SOURCE DATA:
..........

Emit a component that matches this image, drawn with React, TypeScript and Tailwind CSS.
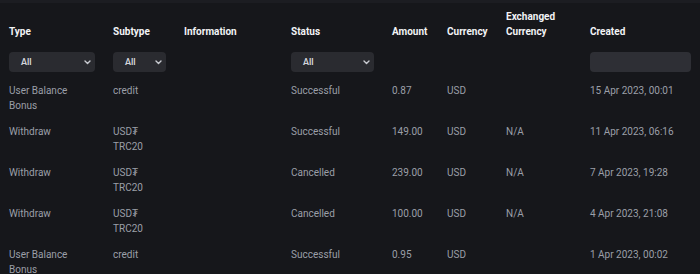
import React from "react";

const rows = [
  { type: "User Balance Bonus", subtype: "credit", info: "", status: "Successful", amount: "0.87", cur: "USD", ex: "", created: "15 Apr 2023, 00:01" },
  { type: "Withdraw", subtype: "USD₮ TRC20", info: "", status: "Successful", amount: "149.00", cur: "USD", ex: "N/A", created: "11 Apr 2023, 06:16" },
  { type: "Withdraw", subtype: "USD₮ TRC20", info: "", status: "Cancelled", amount: "239.00", cur: "USD", ex: "N/A", created: "7 Apr 2023, 19:28" },
  { type: "Withdraw", subtype: "USD₮ TRC20", info: "", status: "Cancelled", amount: "100.00", cur: "USD", ex: "N/A", created: "4 Apr 2023, 21:08" },
  { type: "User Balance Bonus", subtype: "credit", info: "", status: "Successful", amount: "0.95", cur: "USD", ex: "", created: "1 Apr 2023, 00:02" },
];

function Select() {
  return (
    <div className="flex h-[20px] w-full items-center justify-between rounded-[4px] bg-[#2a2b30] pl-[12px] pr-[4px]">
      <span className="text-[9px] font-semibold leading-none text-[#d4d6db]">All</span>
      <svg width="7" height="5" viewBox="0 0 7 5" className="shrink-0">
        <path d="M1 1l2.5 2.5L6 1" fill="none" stroke="#c9cbd1" strokeWidth="1.4" strokeLinecap="round" strokeLinejoin="round" />
      </svg>
    </div>
  );
}

export default function App() {
  const th = "px-[9px] pt-[6px] pb-[9px] text-left align-bottom text-[10px] font-bold leading-[15px] text-[#f2f3f5]";
  const fc = "px-[9px] pt-[4px] pb-[5px] align-top";
  const td = "px-[9px] pt-[6px] pb-[5px] align-top text-[10px] leading-[15px] text-[#9b9fa8]";
  return (
    <div className="h-[274px] w-[700px] overflow-hidden bg-[#16171b]" style={{ fontFamily: "Roboto, 'Liberation Sans', sans-serif" }}>
      <div className="h-[3px] bg-[#1c1d22]" />
      <table className="w-[700px] table-fixed border-collapse">
        <colgroup>
          <col className="w-[104px]" />
          <col className="w-[71px]" />
          <col className="w-[107px]" />
          <col className="w-[101px]" />
          <col className="w-[55px]" />
          <col className="w-[59px]" />
          <col className="w-[84px]" />
          <col className="w-[119px]" />
        </colgroup>
        <thead>
          <tr>
            <th className={th}>Type</th>
            <th className={th}>Subtype</th>
            <th className={th}>Information</th>
            <th className={th}>Status</th>
            <th className={th}>Amount</th>
            <th className={th}>Currency</th>
            <th className={th}>Exchanged Currency</th>
            <th className={th}>Created</th>
          </tr>
          <tr>
            <td className={fc}><Select /></td>
            <td className={fc}><Select /></td>
            <td className={fc}></td>
            <td className={fc}><Select /></td>
            <td className={fc}></td>
            <td className={fc}></td>
            <td className={fc}></td>
            <td className={fc}><div className="h-[20px] w-full rounded-[4px] bg-[#2e2f35]" /></td>
          </tr>
        </thead>
        <tbody>
          {rows.map((r, i) => (
            <tr key={i}>
              <td className={td}>{r.type}</td>
              <td className={td}>{r.subtype}</td>
              <td className={td}>{r.info}</td>
              <td className={td}>{r.status}</td>
              <td className={td}>{r.amount}</td>
              <td className={td}>{r.cur}</td>
              <td className={td}>{r.ex}</td>
              <td className={td}>{r.created}</td>
            </tr>
          ))}
        </tbody>
      </table>
    </div>
  );
}
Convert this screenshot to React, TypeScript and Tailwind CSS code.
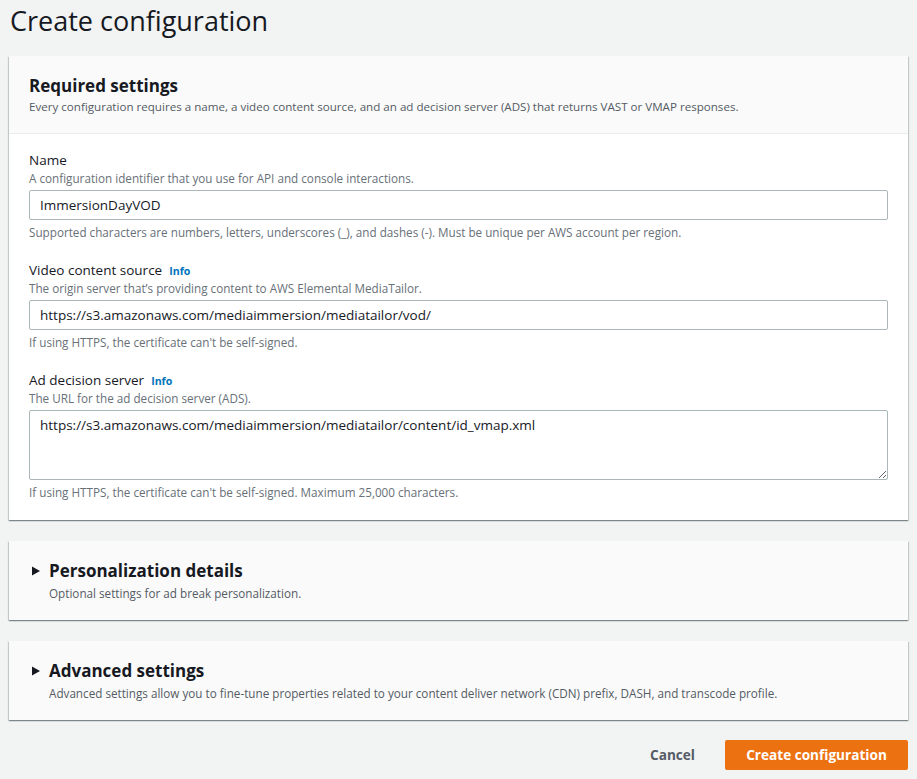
import { useState } from 'react';

const font = { fontFamily: '"Open Sans", "Liberation Sans", Arial, sans-serif' };

function Field({
  label,
  info,
  description,
  hint,
  last,
  children,
}: {
  label: string;
  info?: boolean;
  description: string;
  hint: string;
  last?: boolean;
  children: React.ReactNode;
}) {
  return (
    <div className={last ? '' : 'mb-[20px]'}>
      <div className="flex h-[20px] items-center gap-[7px] text-[13.5px] leading-[20px] text-[#16191f]">
        <span>{label}</span>
        {info && <span className="pt-[1px] text-[10.6px] font-bold text-[#0073bb]">Info</span>}
      </div>
      <div className="text-[11.7px] leading-[16px] text-[#687078]">{description}</div>
      <div className="mt-[4px]">{children}</div>
      <div className="mt-[4px] text-[11.7px] leading-[16px] text-[#687078]">{hint}</div>
    </div>
  );
}

function Collapsed({ title, description }: { title: string; description: string }) {
  return (
    <div className="mt-[21px] bg-[#fafafa] px-[23px] pt-[19px] pb-[19px] shadow-[0_1px_1px_0_rgba(0,28,36,0.3),1px_1px_1px_0_rgba(0,28,36,0.15),-1px_1px_1px_0_rgba(0,28,36,0.15)]">
      <div className="flex items-center gap-[9px]">
        <svg width="8" height="10" viewBox="0 0 8 10">
          <path d="M0 0.5 L8 5 L0 9.5 Z" fill="#16191f" />
        </svg>
        <span className="text-[17px] font-bold leading-[22px] text-[#16191f]">{title}</span>
      </div>
      <div className="ml-[17px] mt-[3px] text-[11.7px] leading-[16px] text-[#545b64]">{description}</div>
    </div>
  );
}

export default function App() {
  const [name, setName] = useState('ImmersionDayVOD');
  const [source, setSource] = useState('https://s3.amazonaws.com/mediaimmersion/mediatailor/vod/');
  const [ads, setAds] = useState('https://s3.amazonaws.com/mediaimmersion/mediatailor/content/id_vmap.xml');

  const inputCls =
    'block w-full h-[30px] rounded-[2px] border border-[#aab7b8] bg-white px-[10px] text-[13.5px] text-[#16191f] outline-none';

  return (
    <div className="min-h-[779px] w-[917px] bg-[#f2f3f3] px-[9px]" style={font}>
      <h1 className="pl-[1px] pt-[2px] text-[27px] font-normal leading-[38px] text-[#16191f]">Create configuration</h1>

      <div className="mt-[16px] bg-white shadow-[0_1px_1px_0_rgba(0,28,36,0.3),1px_1px_1px_0_rgba(0,28,36,0.15),-1px_1px_1px_0_rgba(0,28,36,0.15)]">
        <div className="border-b border-[#eaeded] bg-[#fafafa] px-[20px] pt-[19px] pb-[18px]">
          <div className="text-[17px] font-bold leading-[22px] text-[#16191f]">Required settings</div>
          <div className="mt-[2px] text-[11.6px] leading-[16px] text-[#545b64]">
            Every configuration requires a name, a video content source, and an ad decision server (ADS) that returns VAST or VMAP responses.
          </div>
        </div>
        <div className="px-[20px] pt-[16px] pb-[20px]">
          <Field
            label="Name"
            description="A configuration identifier that you use for API and console interactions."
            hint="Supported characters are numbers, letters, underscores (_), and dashes (-). Must be unique per AWS account per region."
          >
            <input className={inputCls} value={name} onChange={(e) => setName(e.target.value)} />
          </Field>
          <Field
            label="Video content source"
            info
            description="The origin server that’s providing content to AWS Elemental MediaTailor."
            hint="If using HTTPS, the certificate can't be self-signed."
          >
            <input className={inputCls} value={source} onChange={(e) => setSource(e.target.value)} />
          </Field>
          <Field
            label="Ad decision server"
            info
            last
            description="The URL for the ad decision server (ADS)."
            hint="If using HTTPS, the certificate can't be self-signed. Maximum 25,000 characters."
          >
            <textarea
              className="block h-[70px] w-full rounded-[2px] border border-[#aab7b8] bg-white px-[10px] py-[4px] text-[13.5px] leading-[20px] text-[#16191f] outline-none"
              value={ads}
              onChange={(e) => setAds(e.target.value)}
            />
          </Field>
        </div>
      </div>

      <Collapsed title="Personalization details" description="Optional settings for ad break personalization." />
      <Collapsed
        title="Advanced settings"
        description="Advanced settings allow you to fine-tune properties related to your content deliver network (CDN) prefix, DASH, and transcode profile."
      />

      <div className="mt-[20px] flex items-center justify-end gap-[12px]">
        <button className="px-[18px] py-[4px] text-[13.6px] font-bold leading-[22px] text-[#545b64]">Cancel</button>
        <button className="h-[30px] w-[183px] rounded-[2px] bg-[#ec7211] text-[13.6px] font-bold text-white">
          Create configuration
        </button>
      </div>
    </div>
  );
}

..........

From the records, copy every line that has the string "this" in it.

Emit a component that matches this image, drawn with React, TypeScript and Tailwind CSS.
Convert this screenshot to React, TypeScript and Tailwind CSS code.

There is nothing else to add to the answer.